* What is required
Produce a word-for-word copy of the listing below without its pictures.

* Task data
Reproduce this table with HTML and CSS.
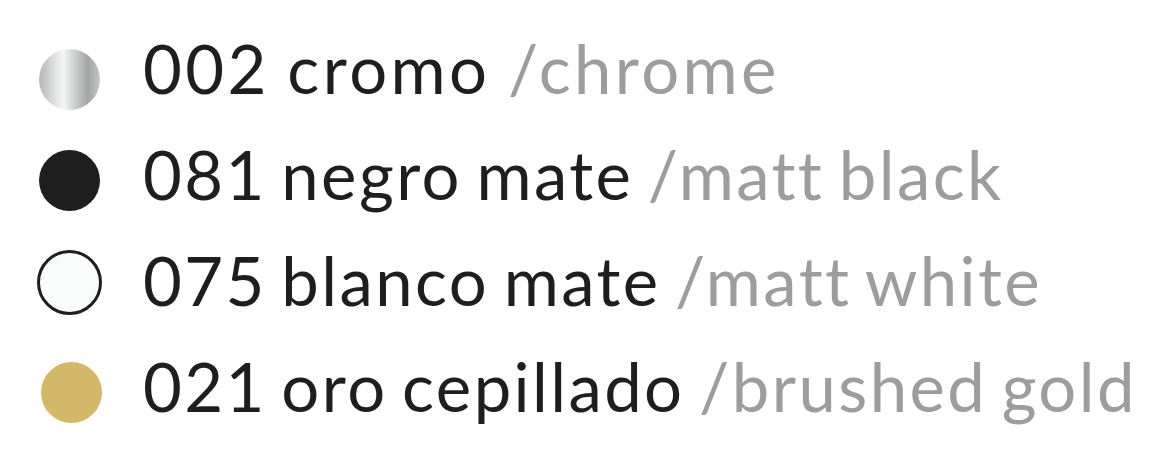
FILE: index.html
```html
<!DOCTYPE html>
<html>
<head>
<meta charset="utf-8">
<link rel="stylesheet" href="styles.css">
</head>
<body>
<ul class="finishes">
  <li class="finish">
    <span class="swatch swatch-chrome"></span>
    <span class="label label-wide"><span class="es">002 cromo</span> <span class="en">/chrome</span></span>
  </li>
  <li class="finish">
    <span class="swatch swatch-black"></span>
    <span class="label"><span class="es">081 negro mate</span> <span class="en">/matt black</span></span>
  </li>
  <li class="finish">
    <span class="swatch swatch-white"></span>
    <span class="label"><span class="es">075 blanco mate</span> <span class="en">/matt white</span></span>
  </li>
  <li class="finish">
    <span class="swatch swatch-gold"></span>
    <span class="label"><span class="es">021 oro cepillado</span> <span class="en">/brushed gold</span></span>
  </li>
</ul>
</body>
</html>
```
FILE: styles.css
```css
html, body {
  margin: 0;
  padding: 0;
  background: #ffffff;
}
.finishes {
  list-style: none;
  margin: 0;
  padding: 17px 0 0 39px;
  display: flex;
  flex-direction: column;
}
.finish {
  display: flex;
  align-items: center;
  gap: 43px;
  height: 106px;
}
.swatch {
  flex: none;
  width: 61px;
  height: 61px;
  border-radius: 50%;
  box-sizing: border-box;
}
.swatch-chrome {
  background: linear-gradient(90deg, #b3b4b4 0%, #d6d7d7 20%, #f4f5f5 40%, #cfd0d0 58%, #a3a5a5 80%, #c4c5c5 100%);
  margin-top: 19px;
}
.swatch-black {
  background: #1e1e1e;
  margin-top: 9px;
}
.swatch-white {
  background: #fafcfb;
  border: 3px solid #1e1e1e;
  width: 65px;
  height: 65px;
  margin-left: -2px;
  margin-right: -2px;
}
.swatch-gold {
  background: #d4b86a;
  margin-left: 2px;
  margin-right: -2px;
  margin-top: 8px;
}
.label {
  font-family: "Lato", "Noto Sans", sans-serif;
  font-size: 67px;
  line-height: 1;
  letter-spacing: 2.4px;
  word-spacing: -5px;
  white-space: nowrap;
  padding-bottom: 4px;
}
.label-wide {
  letter-spacing: 3.4px;
  word-spacing: -3px;
}
.es {
  color: #1e1e1e;
}
.en {
  color: #9d9d9d;
}
```
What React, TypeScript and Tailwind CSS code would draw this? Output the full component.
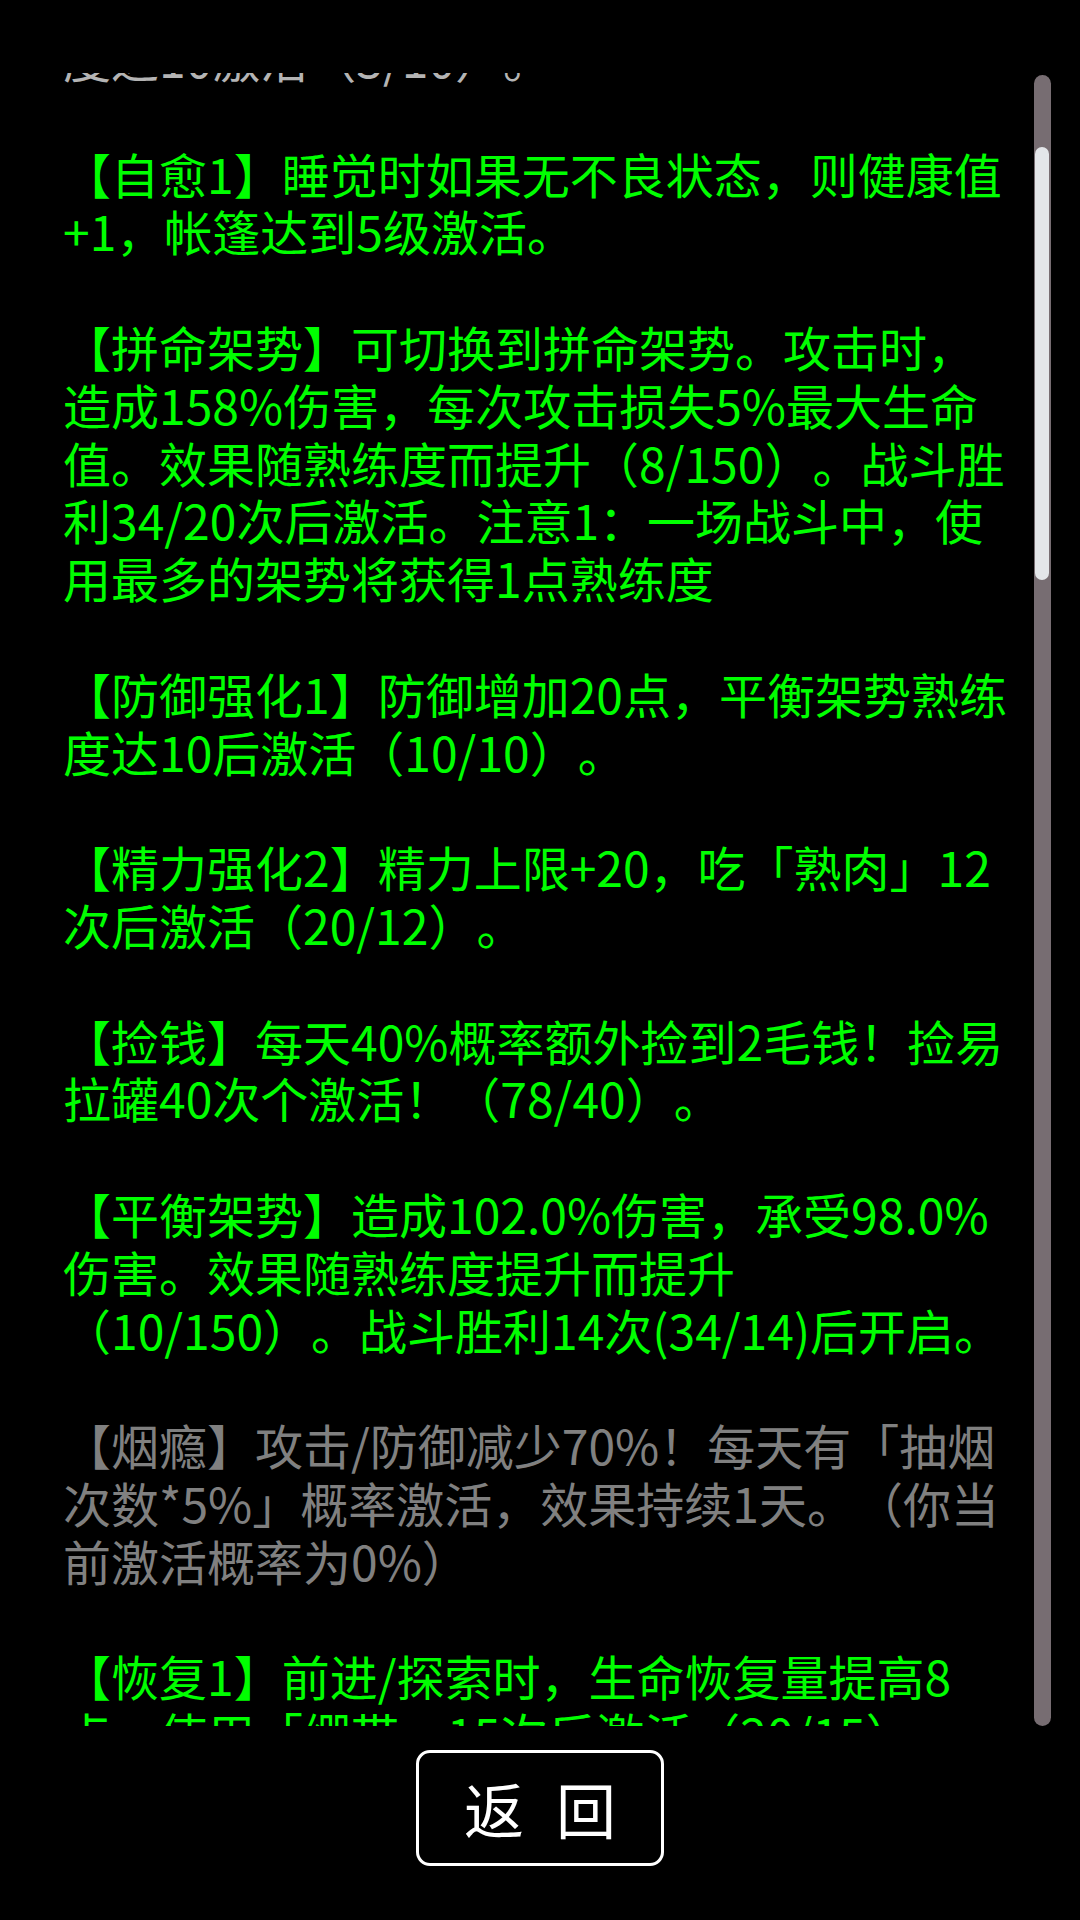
import React from 'react'

type Entry = { tone: 'on' | 'off' | 'dim'; lines: string[] }

const entries: Entry[] = [
    { tone: 'dim', lines: ['度达10激活（3/10）。'] },
    { tone: 'on', lines: ['【自愈1】睡觉时如果无不良状态，则健康值', '+1，帐篷达到5级激活。'] },
    {
        tone: 'on',
        lines: [
            '【拼命架势】可切换到拼命架势。攻击时，',
            '造成158%伤害，每次攻击损失5%最大生命',
            '值。效果随熟练度而提升（8/150）。战斗胜',
            '利34/20次后激活。注意1：一场战斗中，使',
            '用最多的架势将获得1点熟练度',
        ],
    },
    { tone: 'on', lines: ['【防御强化1】防御增加20点，平衡架势熟练', '度达10后激活（10/10）。'] },
    { tone: 'on', lines: ['【精力强化2】精力上限+20，吃「熟肉」12', '次后激活（20/12）。'] },
    { tone: 'on', lines: ['【捡钱】每天40%概率额外捡到2毛钱！捡易', '拉罐40次个激活！（78/40）。'] },
    {
        tone: 'on',
        lines: [
            '【平衡架势】造成102.0%伤害，承受98.0%',
            '伤害。效果随熟练度提升而提升',
            '（10/150）。战斗胜利14次(34/14)后开启。',
        ],
    },
    {
        tone: 'off',
        lines: ['【烟瘾】攻击/防御减少70%！每天有「抽烟', '次数*5%」概率激活，效果持续1天。（你当', '前激活概率为0%）'],
    },
    { tone: 'on', lines: ['【恢复1】前进/探索时，生命恢复量提高8', '点，使用「绷带」15次后激活（20/15）。'] },
]

const toneClass = {
    on: 'text-[#00ff00]',
    off: 'text-[#808080]',
    dim: 'text-[#b4b4b4]',
}

const App = () => {
    return (
        <div className="w-[1080px] h-[1920px] bg-black flex flex-col overflow-hidden font-['Noto_Sans_CJK_SC',sans-serif]">
            <div className="relative mt-[73px] h-[1653px] overflow-hidden">
                <div className="pl-[63px] mt-[-44px] text-[48px] leading-[57.8px] whitespace-nowrap [text-spacing-trim:space-all] flex flex-col gap-[57.8px]">
                    {entries.map((e, i) => (
                        <div key={i} className={toneClass[e.tone]}>
                            {e.lines.map((l, j) => (
                                <div key={j}>{l}</div>
                            ))}
                        </div>
                    ))}
                </div>

                {/* scrollbar */}
                <div className="absolute right-[29px] top-[2px] w-[17px] h-[1651px] rounded-full bg-[#776d72]">
                    <div className="absolute left-[1px] right-[2px] top-[72px] h-[433px] rounded-full bg-[#e3e6e9]" />
                </div>
            </div>

            <div className="flex-1 flex justify-center pt-[24px]">
                <button className="w-[248px] h-[116px] border-[3px] border-white rounded-[14px] flex items-center justify-center gap-[32px] text-white text-[60px] leading-none">
                    <span>返</span>
                    <span>回</span>
                </button>
            </div>
        </div>
    )
}

export default App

* Correct answer
Reproduce this table with HTML and CSS.
FILE: index.html
```html
<!DOCTYPE html>
<html>
<head>
<meta charset="utf-8">
<link rel="stylesheet" href="styles.css">
</head>
<body>
<ul class="finishes">
  <li class="finish">
    <span class="swatch swatch-chrome"></span>
    <span class="label label-wide"><span class="es">002 cromo</span> <span class="en">/chrome</span></span>
  </li>
  <li class="finish">
    <span class="swatch swatch-black"></span>
    <span class="label"><span class="es">081 negro mate</span> <span class="en">/matt black</span></span>
  </li>
  <li class="finish">
    <span class="swatch swatch-white"></span>
    <span class="label"><span class="es">075 blanco mate</span> <span class="en">/matt white</span></span>
  </li>
  <li class="finish">
    <span class="swatch swatch-gold"></span>
    <span class="label"><span class="es">021 oro cepillado</span> <span class="en">/brushed gold</span></span>
  </li>
</ul>
</body>
</html>
```
FILE: styles.css
```css
html, body {
  margin: 0;
  padding: 0;
  background: #ffffff;
}
.finishes {
  list-style: none;
  margin: 0;
  padding: 17px 0 0 39px;
  display: flex;
  flex-direction: column;
}
.finish {
  display: flex;
  align-items: center;
  gap: 43px;
  height: 106px;
}
.swatch {
  flex: none;
  width: 61px;
  height: 61px;
  border-radius: 50%;
  box-sizing: border-box;
}
.swatch-chrome {
  background: linear-gradient(90deg, #b3b4b4 0%, #d6d7d7 20%, #f4f5f5 40%, #cfd0d0 58%, #a3a5a5 80%, #c4c5c5 100%);
  margin-top: 19px;
}
.swatch-black {
  background: #1e1e1e;
  margin-top: 9px;
}
.swatch-white {
  background: #fafcfb;
  border: 3px solid #1e1e1e;
  width: 65px;
  height: 65px;
  margin-left: -2px;
  margin-right: -2px;
}
.swatch-gold {
  background: #d4b86a;
  margin-left: 2px;
  margin-right: -2px;
  margin-top: 8px;
}
.label {
  font-family: "Lato", "Noto Sans", sans-serif;
  font-size: 67px;
  line-height: 1;
  letter-spacing: 2.4px;
  word-spacing: -5px;
  white-space: nowrap;
  padding-bottom: 4px;
}
.label-wide {
  letter-spacing: 3.4px;
  word-spacing: -3px;
}
.es {
  color: #1e1e1e;
}
.en {
  color: #9d9d9d;
}
```
What React, TypeScript and Tailwind CSS code would draw this? Output the full component.
import React from 'react'

type Entry = { tone: 'on' | 'off' | 'dim'; lines: string[] }

const entries: Entry[] = [
    { tone: 'dim', lines: ['度达10激活（3/10）。'] },
    { tone: 'on', lines: ['【自愈1】睡觉时如果无不良状态，则健康值', '+1，帐篷达到5级激活。'] },
    {
        tone: 'on',
        lines: [
            '【拼命架势】可切换到拼命架势。攻击时，',
            '造成158%伤害，每次攻击损失5%最大生命',
            '值。效果随熟练度而提升（8/150）。战斗胜',
            '利34/20次后激活。注意1：一场战斗中，使',
            '用最多的架势将获得1点熟练度',
        ],
    },
    { tone: 'on', lines: ['【防御强化1】防御增加20点，平衡架势熟练', '度达10后激活（10/10）。'] },
    { tone: 'on', lines: ['【精力强化2】精力上限+20，吃「熟肉」12', '次后激活（20/12）。'] },
    { tone: 'on', lines: ['【捡钱】每天40%概率额外捡到2毛钱！捡易', '拉罐40次个激活！（78/40）。'] },
    {
        tone: 'on',
        lines: [
            '【平衡架势】造成102.0%伤害，承受98.0%',
            '伤害。效果随熟练度提升而提升',
            '（10/150）。战斗胜利14次(34/14)后开启。',
        ],
    },
    {
        tone: 'off',
        lines: ['【烟瘾】攻击/防御减少70%！每天有「抽烟', '次数*5%」概率激活，效果持续1天。（你当', '前激活概率为0%）'],
    },
    { tone: 'on', lines: ['【恢复1】前进/探索时，生命恢复量提高8', '点，使用「绷带」15次后激活（20/15）。'] },
]

const toneClass = {
    on: 'text-[#00ff00]',
    off: 'text-[#808080]',
    dim: 'text-[#b4b4b4]',
}

const App = () => {
    return (
        <div className="w-[1080px] h-[1920px] bg-black flex flex-col overflow-hidden font-['Noto_Sans_CJK_SC',sans-serif]">
            <div className="relative mt-[73px] h-[1653px] overflow-hidden">
                <div className="pl-[63px] mt-[-44px] text-[48px] leading-[57.8px] whitespace-nowrap [text-spacing-trim:space-all] flex flex-col gap-[57.8px]">
                    {entries.map((e, i) => (
                        <div key={i} className={toneClass[e.tone]}>
                            {e.lines.map((l, j) => (
                                <div key={j}>{l}</div>
                            ))}
                        </div>
                    ))}
                </div>

                {/* scrollbar */}
                <div className="absolute right-[29px] top-[2px] w-[17px] h-[1651px] rounded-full bg-[#776d72]">
                    <div className="absolute left-[1px] right-[2px] top-[72px] h-[433px] rounded-full bg-[#e3e6e9]" />
                </div>
            </div>

            <div className="flex-1 flex justify-center pt-[24px]">
                <button className="w-[248px] h-[116px] border-[3px] border-white rounded-[14px] flex items-center justify-center gap-[32px] text-white text-[60px] leading-none">
                    <span>返</span>
                    <span>回</span>
                </button>
            </div>
        </div>
    )
}

export default App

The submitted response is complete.